Ogni anno si raccolgono circa 40 milioni di capi in Italia. Dal punto di vista ambientale la rete recupera oltre 12.000 tonnellate di rifiuti tessili, risparmiandone 42.000 di emissioni

Ogni anno si raccolgono circa 40 milioni di capi in Italia. Dal punto di vista ambientale la rete recupera oltre 12.000 tonnellate di rifiuti tessili, risparmiandone 42.000 di emissioni - .

Ma, coperti i costi, la Rete sostiene con i proventi del proprio lavoro il progetto Dona Valore in collaborazione con le Caritas diocesane. Dal 1998 al 2020 dai cassonetti sono arrivati oltre quattro milioni per 182 progetti sociali aiutando 7.000 persone in comunità e case di accoglienza, servizi di assistenza al disagio psichico, minori, anziani, famiglie in difficoltà, stranieri e disoccupati. Dal punto di vista ambientale ogni anno la rete recupera oltre 12.000 tonnellate di rifiuti tessili, risparmiandone 42.000 di emissioni di anidride carbonica e 70 miliardi di litri di acqua. Uno studio della società Sigmanl dell’Università di Genova ha calcolato che ogni euro investito nelle attività della Rete ne genera 2,58 come ricaduta sociale ed ambientale. Ma l’obiezione più forte è il sospetto, non avvalorato da sentenze o prove, che la filiera sia infiltrata da mafia e camorra. «Le mafie provano a infiltrarsi ovunque. Ma a garanzia di cittadini ed enti – replica Guanci – ci sottoponiamo a controlli di enti terzi. Il Forum Ethibel, organizzazione belga, ci ha rilasciato il marchio Solid’r per imprese operanti con i criteri dell’economia sociale e solidale riconosciuti dalla Ue. E le nostre coop sono iscritte alla white list in prefettura che attestano l’estraneità a infiltrazioni malavitose».

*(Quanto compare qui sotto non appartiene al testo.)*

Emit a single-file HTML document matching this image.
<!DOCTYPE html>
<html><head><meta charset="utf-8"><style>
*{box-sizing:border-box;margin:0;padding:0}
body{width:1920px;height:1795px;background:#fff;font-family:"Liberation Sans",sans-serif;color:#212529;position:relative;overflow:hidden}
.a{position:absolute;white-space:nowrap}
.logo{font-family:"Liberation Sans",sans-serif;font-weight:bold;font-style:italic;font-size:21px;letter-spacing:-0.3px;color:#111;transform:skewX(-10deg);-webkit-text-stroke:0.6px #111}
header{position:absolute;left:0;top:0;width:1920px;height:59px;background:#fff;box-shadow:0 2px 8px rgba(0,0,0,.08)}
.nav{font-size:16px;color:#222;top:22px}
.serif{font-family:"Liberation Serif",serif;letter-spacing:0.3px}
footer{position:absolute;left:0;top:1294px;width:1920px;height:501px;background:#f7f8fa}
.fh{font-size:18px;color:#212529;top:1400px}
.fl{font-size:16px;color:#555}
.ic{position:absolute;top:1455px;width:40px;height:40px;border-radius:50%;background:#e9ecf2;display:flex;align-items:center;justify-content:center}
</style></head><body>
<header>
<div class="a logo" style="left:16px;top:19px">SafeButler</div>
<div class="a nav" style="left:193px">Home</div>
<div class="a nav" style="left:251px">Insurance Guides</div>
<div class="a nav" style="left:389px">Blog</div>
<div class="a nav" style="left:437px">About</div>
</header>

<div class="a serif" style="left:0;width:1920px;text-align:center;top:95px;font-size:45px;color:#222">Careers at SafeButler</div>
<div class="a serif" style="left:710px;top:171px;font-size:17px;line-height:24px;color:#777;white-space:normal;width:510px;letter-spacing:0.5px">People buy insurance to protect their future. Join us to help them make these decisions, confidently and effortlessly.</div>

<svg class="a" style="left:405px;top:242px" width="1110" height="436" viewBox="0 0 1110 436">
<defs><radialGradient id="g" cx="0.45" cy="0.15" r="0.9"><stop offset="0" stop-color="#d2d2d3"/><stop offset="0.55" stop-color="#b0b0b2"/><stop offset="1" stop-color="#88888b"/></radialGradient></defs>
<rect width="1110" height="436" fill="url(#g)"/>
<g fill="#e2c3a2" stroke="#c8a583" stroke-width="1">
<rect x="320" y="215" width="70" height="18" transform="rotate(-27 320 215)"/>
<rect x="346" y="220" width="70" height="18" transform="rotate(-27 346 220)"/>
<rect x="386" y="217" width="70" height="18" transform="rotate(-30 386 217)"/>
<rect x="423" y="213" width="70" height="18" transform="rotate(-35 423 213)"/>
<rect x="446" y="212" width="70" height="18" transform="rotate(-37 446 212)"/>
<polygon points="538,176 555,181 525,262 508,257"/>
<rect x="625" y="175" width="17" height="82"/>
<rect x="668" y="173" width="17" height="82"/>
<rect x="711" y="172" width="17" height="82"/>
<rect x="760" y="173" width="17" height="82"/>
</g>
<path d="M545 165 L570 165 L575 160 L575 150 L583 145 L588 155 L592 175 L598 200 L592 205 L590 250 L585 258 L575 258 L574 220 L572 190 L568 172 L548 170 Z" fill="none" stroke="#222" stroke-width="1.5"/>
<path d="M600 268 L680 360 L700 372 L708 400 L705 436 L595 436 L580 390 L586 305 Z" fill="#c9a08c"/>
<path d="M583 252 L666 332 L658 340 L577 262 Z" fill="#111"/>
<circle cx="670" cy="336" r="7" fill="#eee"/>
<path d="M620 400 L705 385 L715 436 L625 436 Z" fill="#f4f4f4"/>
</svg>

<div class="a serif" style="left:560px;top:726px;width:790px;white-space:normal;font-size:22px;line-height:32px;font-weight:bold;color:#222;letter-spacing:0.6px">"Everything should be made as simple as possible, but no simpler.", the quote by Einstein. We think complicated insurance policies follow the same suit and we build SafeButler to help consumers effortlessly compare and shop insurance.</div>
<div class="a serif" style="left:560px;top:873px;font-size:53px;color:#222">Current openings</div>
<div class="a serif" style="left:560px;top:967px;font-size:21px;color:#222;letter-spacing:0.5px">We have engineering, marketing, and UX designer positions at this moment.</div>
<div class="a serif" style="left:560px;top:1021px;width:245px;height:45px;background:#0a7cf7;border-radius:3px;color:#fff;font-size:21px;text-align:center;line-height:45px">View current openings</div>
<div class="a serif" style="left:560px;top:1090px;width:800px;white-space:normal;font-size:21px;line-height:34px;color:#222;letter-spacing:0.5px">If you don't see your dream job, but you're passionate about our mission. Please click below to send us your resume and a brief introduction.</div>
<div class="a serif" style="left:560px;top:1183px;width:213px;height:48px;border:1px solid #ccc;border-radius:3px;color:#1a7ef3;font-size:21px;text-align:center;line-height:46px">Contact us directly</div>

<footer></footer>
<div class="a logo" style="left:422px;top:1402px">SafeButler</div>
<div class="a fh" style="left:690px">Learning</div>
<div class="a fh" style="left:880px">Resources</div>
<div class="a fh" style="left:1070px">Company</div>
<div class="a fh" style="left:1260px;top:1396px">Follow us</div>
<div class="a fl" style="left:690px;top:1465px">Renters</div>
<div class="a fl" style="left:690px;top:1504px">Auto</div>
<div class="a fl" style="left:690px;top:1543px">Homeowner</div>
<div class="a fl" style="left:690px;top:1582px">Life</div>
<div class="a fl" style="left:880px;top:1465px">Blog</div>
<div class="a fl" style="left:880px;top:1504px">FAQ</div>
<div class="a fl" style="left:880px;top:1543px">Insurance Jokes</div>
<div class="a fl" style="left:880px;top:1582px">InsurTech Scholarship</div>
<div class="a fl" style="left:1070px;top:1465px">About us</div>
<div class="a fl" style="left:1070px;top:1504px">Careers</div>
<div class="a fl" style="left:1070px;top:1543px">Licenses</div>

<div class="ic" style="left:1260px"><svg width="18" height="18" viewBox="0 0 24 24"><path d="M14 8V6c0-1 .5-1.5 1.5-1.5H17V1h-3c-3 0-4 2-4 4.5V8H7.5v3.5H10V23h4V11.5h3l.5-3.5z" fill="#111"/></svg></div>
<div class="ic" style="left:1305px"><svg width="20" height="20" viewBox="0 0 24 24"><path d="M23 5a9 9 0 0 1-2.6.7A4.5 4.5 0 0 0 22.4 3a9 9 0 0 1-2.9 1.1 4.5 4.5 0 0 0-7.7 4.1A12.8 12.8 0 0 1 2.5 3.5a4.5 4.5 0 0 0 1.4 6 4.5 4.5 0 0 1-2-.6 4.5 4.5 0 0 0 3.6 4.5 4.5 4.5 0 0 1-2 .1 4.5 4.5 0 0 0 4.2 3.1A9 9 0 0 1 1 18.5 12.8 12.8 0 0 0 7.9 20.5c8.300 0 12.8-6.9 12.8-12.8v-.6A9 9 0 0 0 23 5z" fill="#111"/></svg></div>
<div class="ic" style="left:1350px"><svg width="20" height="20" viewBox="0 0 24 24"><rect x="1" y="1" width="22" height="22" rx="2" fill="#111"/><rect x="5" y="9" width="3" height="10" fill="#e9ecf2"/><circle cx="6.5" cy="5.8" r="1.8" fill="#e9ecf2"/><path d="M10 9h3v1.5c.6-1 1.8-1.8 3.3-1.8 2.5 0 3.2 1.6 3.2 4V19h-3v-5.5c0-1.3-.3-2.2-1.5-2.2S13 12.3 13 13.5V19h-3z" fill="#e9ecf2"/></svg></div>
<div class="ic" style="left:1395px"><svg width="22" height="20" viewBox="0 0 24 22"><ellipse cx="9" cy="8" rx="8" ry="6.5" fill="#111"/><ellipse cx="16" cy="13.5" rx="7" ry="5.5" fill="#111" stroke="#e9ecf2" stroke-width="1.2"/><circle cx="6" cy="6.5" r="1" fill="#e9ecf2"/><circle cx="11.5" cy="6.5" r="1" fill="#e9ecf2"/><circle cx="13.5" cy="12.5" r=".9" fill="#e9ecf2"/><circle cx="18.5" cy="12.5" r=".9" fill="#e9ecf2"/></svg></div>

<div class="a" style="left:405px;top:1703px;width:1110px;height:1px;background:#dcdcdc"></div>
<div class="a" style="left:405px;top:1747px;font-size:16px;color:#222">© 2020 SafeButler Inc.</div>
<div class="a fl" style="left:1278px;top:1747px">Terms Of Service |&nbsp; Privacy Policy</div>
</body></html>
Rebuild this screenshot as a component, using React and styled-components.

E gli acquirenti degli abiti raccolti dalla rete Caritas? «Hanno tutte le autorizzazioni previste da norme nazionali e internazionali. Inoltre le coop chiedono ai clienti commerciali autocertificazione antimafia, certificato carichi pendenti, certificazione camerale e iscrizione a lista bianca prefettizia». Dal primo gennaio ’22 in Italia la raccolta differenziata del tessile sarà obbligatoria in base alle direttive Ue sull’economia circolare. «Abbiamo investito oltre 4 milioni – conclude Guanci – per realizzare un impianto di selezione e igienizzazione degli indumenti usati a Rho che, gestito da coop sociali, ci farà chiudere in casa la filiera alimentando i negozi Share e il commercio equo con l’Africa». Dopo il Covid, Riuse riparte più forte grazie a etica, solidarietà e trasparenza garantite dal marchio Caritas sui cassonetti gialli.